Recent Press Releases

Washington, D.C.  —  Senator John Thune today sent a letter to Environmental Protection Agency (EPA) Administrator Lisa Jackson urging the agency to not move forward with proposed regulations on the emission of carbon dioxide and other greenhouse gasses that would amount to a national energy tax. The tax would increase energy rates paid by consumers and could jeopardize jobs in South Dakota.

“The EPA’s decision to move forward with carbon dioxide regulation without Congressional action would result in crippling energy rate hikes on South Dakota consumers and would force businesses to cut jobs,” said Thune. “Bipartisan opposition to this proposal is growing in the Senate, in part because the American people understand what this kind of regulation would do to their energy bills, to their employers, and to businesses large and small across South Dakota, from dry cleaners to hospitals.”
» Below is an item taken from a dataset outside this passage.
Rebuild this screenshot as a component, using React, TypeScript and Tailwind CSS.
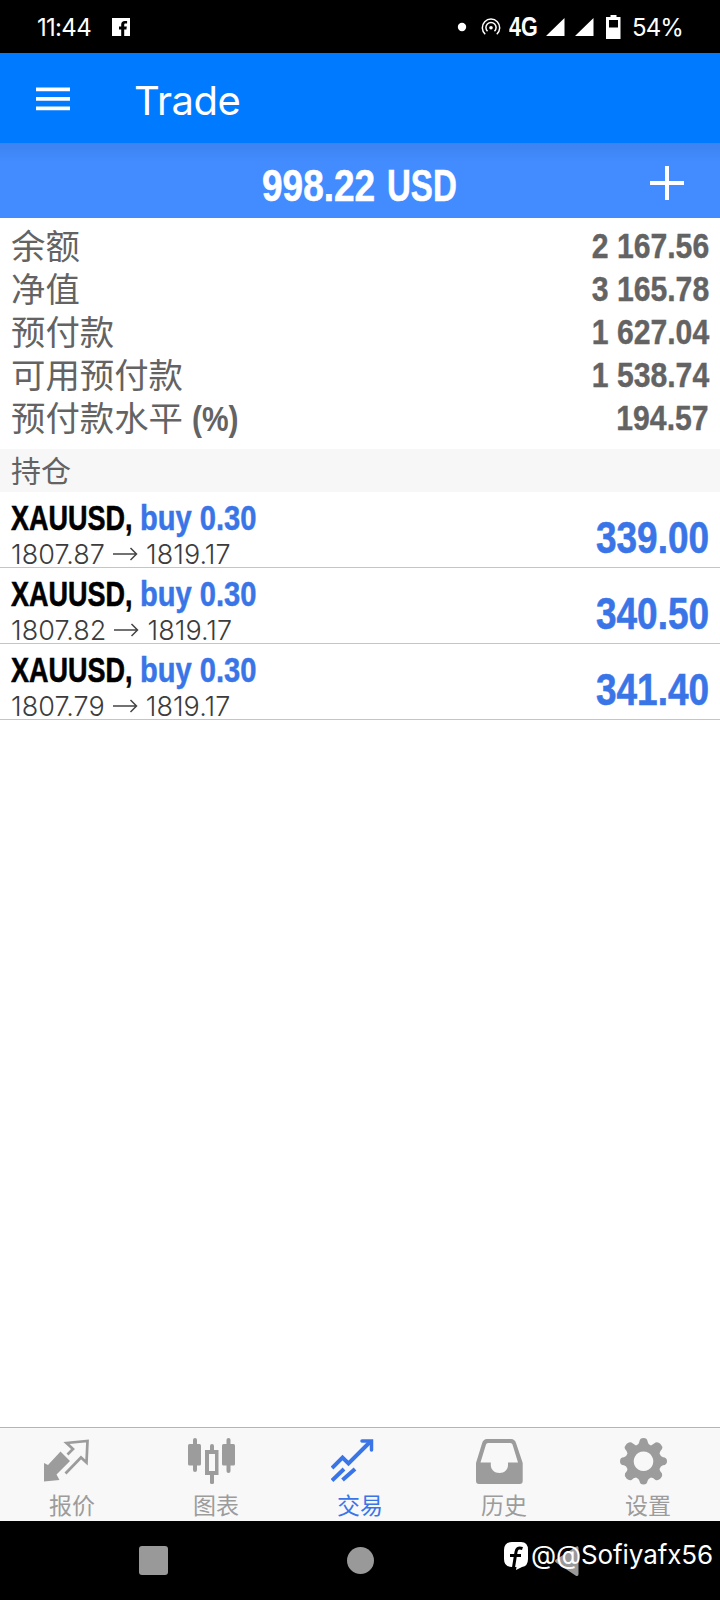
import type { ReactNode } from 'react';

interface Position {
  symbol: string;
  side: string;
  open: string;
  current: string;
  profit: string;
}

const summary = [
  { label: '余额', value: '2 167.56' },
  { label: '净值', value: '3 165.78' },
  { label: '预付款', value: '1 627.04' },
  { label: '可用预付款', value: '1 538.74' },
  { label: '预付款水平', suffix: '(%)', value: '194.57' },
];

const positions: Position[] = [
  { symbol: 'XAUUSD,', side: 'buy 0.30', open: '1807.87', current: '1819.17', profit: '339.00' },
  { symbol: 'XAUUSD,', side: 'buy 0.30', open: '1807.82', current: '1819.17', profit: '340.50' },
  { symbol: 'XAUUSD,', side: 'buy 0.30', open: '1807.79', current: '1819.17', profit: '341.40' },
];

// Bold sans squeezed horizontally, used for all amounts and symbols
function Condensed({ className, children }: { className: string; children: ReactNode }) {
  return (
    <span className={`inline-block font-['Liberation_Sans',sans-serif] font-bold whitespace-nowrap ${className}`}>
      {children}
    </span>
  );
}

function StatusBar() {
  return (
    <div className="flex h-[53px] items-center bg-black pl-[37px] text-white">
      <span className="mt-px w-[75px] text-[24px] leading-[53px] tracking-[-0.7px]">11:44</span>
      <svg width="18" height="18" viewBox="0 0 18 18" fill="#fff">
        <path d="M0 0h18v18h-5.8v-6.6h2.2l.4-2.8h-2.6V7c0-.9.4-1.4 1.4-1.4h1.5V3.1h-2.3C10.400 3.100 9.200 4.400 9.200 6.600v2H7v2.800h2.200V18H0z" />
      </svg>
      <svg className="ml-[327px]" width="10" height="10" viewBox="0 0 10 10">
        <circle cx="5" cy="5" r="4.200" fill="#fff" />
      </svg>
      <svg className="ml-[14px]" width="20" height="18" viewBox="0 0 20 18" fill="none" stroke="#fff" strokeWidth="1.500">
        <path d="M4.200 16.200a8.700 8.700 0 1 1 11.600 0" />
        <path d="M6.500 13.200a5.100 5.100 0 1 1 7 0" />
        <circle cx="10" cy="9.800" r="1.800" fill="#fff" stroke="none" />
      </svg>
      <Condensed className="ml-[8px] w-[37px] origin-left scale-x-[0.77] text-[28px] leading-[53px]">4G</Condensed>
      <svg width="48" height="18" viewBox="0 0 48 18" fill="#fff">
        <path d="M0 18 18.500 0v18zM29 18 47.500 0v18z" />
      </svg>
      <svg className="ml-[12px]" width="15" height="24" viewBox="0 0 15 24">
        <path fill="#fff" fillRule="evenodd" d="M4.500 0h6v2H14.500v22H0V2h4.500zM3 5v7.500h9V5z" />
      </svg>
      <span className="mt-px ml-[11px] text-[24px] leading-[53px] tracking-[-0.9px]">54%</span>
    </div>
  );
}

function PositionRow({ position }: { position: Position }) {
  return (
    <div className="flex h-[76px] justify-between border-b border-[#c3c5ca] px-[11px]">
      <div>
        <div className="mt-[7px] flex h-[38px] text-[35.5px] leading-[38px]">
          <Condensed className="w-[129px] origin-left scale-x-[0.76] text-black [-webkit-text-stroke:0.6px]">{position.symbol}</Condensed>
          <Condensed className="origin-left scale-x-[0.82] text-[#3a75e8] [-webkit-text-stroke:0.5px]">{position.side}</Condensed>
        </div>
        <div className="mt-[3px] flex h-[28px] items-center text-[27px] leading-[30px] font-light tracking-[0.05px] text-[#3c3c3c]">
          <span className="mt-[2px]">{position.open}</span>
          <svg className="mx-[8px]" width="25" height="14" viewBox="0 0 25 14" fill="none" stroke="#444" strokeWidth="1.500">
            <path d="M0 7h23.500M17.500 1l6 6-6 6" />
          </svg>
          <span className="mt-[2px]">{position.current}</span>
        </div>
      </div>
      <Condensed className="mt-[21px] origin-right scale-x-[0.85] text-[43.5px] leading-[50px] text-[#3a75e8] [-webkit-text-stroke:0.6px]">
        {position.profit}
      </Condensed>
    </div>
  );
}

function Tab({ label, active, children }: { label: string; active?: boolean; children: ReactNode }) {
  return (
    <div className={`flex flex-1 flex-col ${active ? 'text-[#3a75e8]' : 'text-[#9c9c9c]'}`}>
      <div className="ml-[43px] h-[64px] pt-[9px]">{children}</div>
      <span className="h-[30px] text-center text-[23px] leading-[31px]">{label}</span>
    </div>
  );
}

function TabBar() {
  return (
    <div className="flex h-[94px] border-t border-[#b4b4b4] bg-[#f8f8f8]">
      <Tab label="报价">
        <svg width="48" height="48" viewBox="0 0 48 48">
          <path fill="currentColor" d="M17.500 14.500 27 24 13.500 37.500 16.500 43 1 44.500V26l4 2z" />
          <path fill="none" stroke="currentColor" strokeWidth="2.700" d="M24.500 17.500 30 12 23.500 6 44.500 4 43.500 25.500 38 20.500 22.500 36.500" />
        </svg>
      </Tab>
      <Tab label="图表">
        <svg width="48" height="48" viewBox="0 0 48 48" fill="currentColor">
          <rect x="6" y="1" width="4" height="34" rx="2" />
          <rect x="1" y="7" width="13" height="21.500" rx="1.500" />
          <rect x="39.500" y="1" width="4" height="35" rx="2" />
          <rect x="35" y="7" width="13" height="21.500" rx="1.500" />
          <rect x="23" y="7" width="4" height="8" rx="2" />
          <rect x="23" y="36" width="4" height="11" rx="1.500" />
          <path fillRule="evenodd" d="M18 13h13.500v25H18zM22 17v17H28V17z" />
        </svg>
      </Tab>
      <Tab label="交易" active>
        <svg width="48" height="48" viewBox="0 0 48 48" fill="none" stroke="currentColor" strokeWidth="4">
          <path d="M1 31 11.500 20.500 17.500 26.500 39.500 4.500" />
          <path d="M31 4H40.500V13" strokeLinecap="round" strokeWidth="3.500" />
          <path d="M1 43.500 13 32M11.500 43 24 32" />
        </svg>
      </Tab>
      <Tab label="历史">
        <svg width="48" height="48" viewBox="0 0 48 48">
          <path
            fill="currentColor"
            fillRule="evenodd"
            d="M12 2h24q4 0 5.200 4.500L47.700 26v18q0 3-3 3H4q-3 0-3-3V26L7 6.500Q8.200 2 12 2zM13 6Q11.500 6 11 7.500L5.500 25.500H15.800V28C15.800 32.500 19.500 36 24.500 36S33 32.500 33 28V25.500H43L37.500 7.500Q37 6 35.500 6z"
          />
        </svg>
      </Tab>
      <Tab label="设置">
        <svg width="48" height="48" viewBox="0 0 48 48" fill="currentColor">
          <path
            fillRule="evenodd"
            d="M20.500 4Q21 1 24.500 1T28.500 4Q29 7.500 32 8.500Q34.500 7 36.500 5.500Q39 4.500 41.500 7T43 12Q40.500 14.500 40.500 16.500Q41.500 19.500 44 20.200Q48 20.500 48 24.200T44 28.200Q41.500 29 40.500 32Q40.500 34 43 36.500Q44 39 41.500 41.500T36.500 43Q34.500 40.500 32 40.500Q29 41.500 28.500 44Q28 47.500 24.500 47.500T20.500 44Q20 41.500 17 40.500Q14.500 40.500 12.500 43Q10 44 7.500 41.500T6 36.500Q8.500 34 8.500 32Q7.500 29 5 28.200Q1 28 1 24.200T5 20.200Q7.500 19.500 8.500 16.500Q8.500 14.500 6 12Q5 9.500 7.500 7T12.500 5.500Q14.500 7 17 8.500Q20 7.500 20.500 4zM24.500 14.500a9.800 9.800 0 1 0 .01 0z"
          />
        </svg>
      </Tab>
    </div>
  );
}

function NavigationBar() {
  return (
    <div className="relative h-[79px] bg-black">
      <svg className="block" width="720" height="79" viewBox="0 0 720 79" fill="#999">
        <rect x="139" y="25" width="29" height="29" rx="3" />
        <circle cx="360.500" cy="39.500" r="13.500" />
        <path d="M578.500 27v26q0 3-3 1.500L556 41.500q-2-1.500 0-3L575.500 26q3-2 3 1z" />
      </svg>
      {/* account handle sits over the back button */}
      <div className="absolute top-[17px] left-[504px] flex h-[34px] text-white">
        <svg className="mt-[4px]" width="25" height="29" viewBox="0 0 25 29">
          <path fill="#fff" d="M8 0h9q7 0 7 8v9q0 7-6 8l-6 3 .5-3H8q-8 0-8-8V8q0-8 8-8z" />
          <path fill="none" stroke="#000" strokeWidth="3" d="M18.500 6.500C14 5 12.500 7 12 10L9.500 25.500M6 13.500h11" />
        </svg>
        <span className="ml-[2px] text-[26px] leading-[34px] tracking-[-0.1px] whitespace-nowrap">@@Sofiyafx56</span>
      </div>
    </div>
  );
}

export default function App() {
  return (
    <div className="flex h-[1600px] w-[720px] flex-col overflow-hidden bg-white font-['Inter','Noto_Sans_CJK_SC',sans-serif]">
      <StatusBar />

      <header className="flex h-[90px] items-center bg-[#007aff] pl-[36px] text-white">
        <svg className="mt-[2px]" width="34" height="24" viewBox="0 0 34 24" fill="#fff">
          <path d="M0 0.500h34v3.800H0zM0 10h34v3.800H0zM0 19.500h34v3.800H0z" />
        </svg>
        <h1 className="mt-[5px] ml-[64px] text-[40px] leading-[50px] tracking-[-0.5px]">Trade</h1>
      </header>

      <div className="flex h-[75px] items-center bg-linear-to-b from-[#3d83f0] to-[#428cff] to-25% pl-[262px] text-white">
        <Condensed className="mt-[11px] w-[125px] origin-left scale-x-[0.85] text-[43.5px] leading-[50px] [-webkit-text-stroke:0.6px]">998.22</Condensed>
        <Condensed className="mt-[11px] w-[80px] origin-left scale-x-[0.76] text-[43.5px] leading-[50px] [-webkit-text-stroke:0.6px]">USD</Condensed>
        <svg className="mt-[4px] ml-[183px]" width="34" height="34" viewBox="0 0 34 34" stroke="#fff" strokeWidth="4">
          <path d="M0 17h34M17 0v34" />
        </svg>
      </div>

      <div className="h-[231px] px-[11px] pt-[7px] text-[#636363]">
        {summary.map((row) => (
          <div key={row.label} className="flex h-[43px] items-center justify-between">
            <span className="text-[34.4px] leading-[43px]">
              {row.label}
              {row.suffix && <Condensed className="ml-[9px] origin-left scale-x-[0.87]">{row.suffix}</Condensed>}
            </span>
            <Condensed className="origin-right scale-x-[0.85] text-[35.5px] leading-[43px] [-webkit-text-stroke:0.4px]">{row.value}</Condensed>
          </div>
        ))}
      </div>

      <div className="h-[43px] bg-[#f7f7f7] pl-[11px] text-[30px] leading-[44px] text-[#636363]">持仓</div>

      <div className="flex-1">
        {positions.map((position) => (
          <PositionRow key={position.open} position={position} />
        ))}
      </div>

      <TabBar />
      <NavigationBar />
    </div>
  );
}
Last month, EPA announced that the agency would delay the implementation of emissions permitting requirements for stationary sources until 2011. Senator Thune’s letter criticizes this delay as arbitrary and calls for abandoning the permitting regulations permanently.

Senator Thune is a cosponsor of a bipartisan resolution of disapproval (S.J.Res.26) that, if enacted, would stop the EPA from moving forward with their backdoor regulation of greenhouse gasses. This resolution is supported by several energy producers and agriculture groups in South Dakota and across the country.

The full text of Senator Thune’s letter follows:


March 16, 2010

The Honorable Lisa Jackson
Administrator
Environmental Protection Agency
USEPA Ariel Rios Building
1200 Pennsylvania Avenue N.W.
Washington, DC 20004

Dear Administrator Jackson:

As you know there is significant bipartisan opposition in the Senate to cap-and-trade legislation that will destroy jobs, raise energy prices, disadvantage whole regions of the country such as the Midwest, do very little for the reducing greenhouse gases globally (without a firm and real cut in greenhouse gases from China, India and other countries) and greatly expand the regulatory reach of the federal bureaucracy.

There is similar bipartisan opposition to the Environmental Protection Agency (EPA) implementing a backdoor cap on carbon emissions that will essentially function as a new energy tax and have the same drawbacks as cap-and-trade legislation. Moreover, as you and others have noted, EPA regulations could be even worse. In fact, one prominent Democrat colleague in the House said such regulations would be a “glorious mess.” That mess would impose burdensome permitting requirements on some six million employers according to EPA.

Three Democrat Senators have joined 38 Republican Senators in sponsoring a resolution to disapprove of the EPA regulations and that vote could come as soon as this month.
Having worked hard to protect my constituents from this looming disaster, I read with great interest your letter of February 22, 2010 to eight Democrat Senators wherein you announced that EPA plans to delay the implementation of permitting requirements for stationary sources until 2011. Of course, I welcome any delay in implementing the regulations since it will be nine more months of employment and lower energy prices for South Dakota families and businesses. At the same time, I am curious why the agency is delaying the implementation for only nine months instead of a longer time period as requested by state regulators? I also find it interesting that such a delay just would end after the upcoming elections.

In addition to announcing this arbitrary delay, you also made clear that EPA is more interested in promulgating a targeting rule (arranging the order in which you will target employers of various sizes) rather than a tailoring rule (exempting small entities from regulation in perpetuity). That targeting rule takes aim at small emitters like dry cleaners and hospitals in 2016. And many environmental lawyers predict that even if the Administration were to support a true tailoring rule, that rule would likely be overturned in court.

Because the Constitution gives the Congress the final say on what the law will be, I am looking forward to working with my colleagues to stop EPA’s backdoor regulation, which a clear majority of Senators agree is bad policy. Our clearest opportunity to do that is to vote for the Murkowski resolution. Any Senator who relies on the schedule EPA put forward in your letter dated February 22, 2010, as a reason to vote against the resolution is simply voting to allow EPA to inflict massive job losses and higher energy prices in 2011 instead of 2010. They are also endorsing the EPA plan to target employers, large and small, in due course.

Scheduling manufacturing job losses and higher energy prices for all Americans after the fall election and targeting small businesses and farms for after the next Presidential election may be politically convenient for some but it is American families that will ultimately pay the price. Instead of proceeding down a path of a command-and-control regulatory approach, I encourage EPA to work with the people’s representatives in Congress to formulate a common-sense energy bill that encourages diverse sources of energy and does not destroy jobs and raise prices for America’s families and businesses.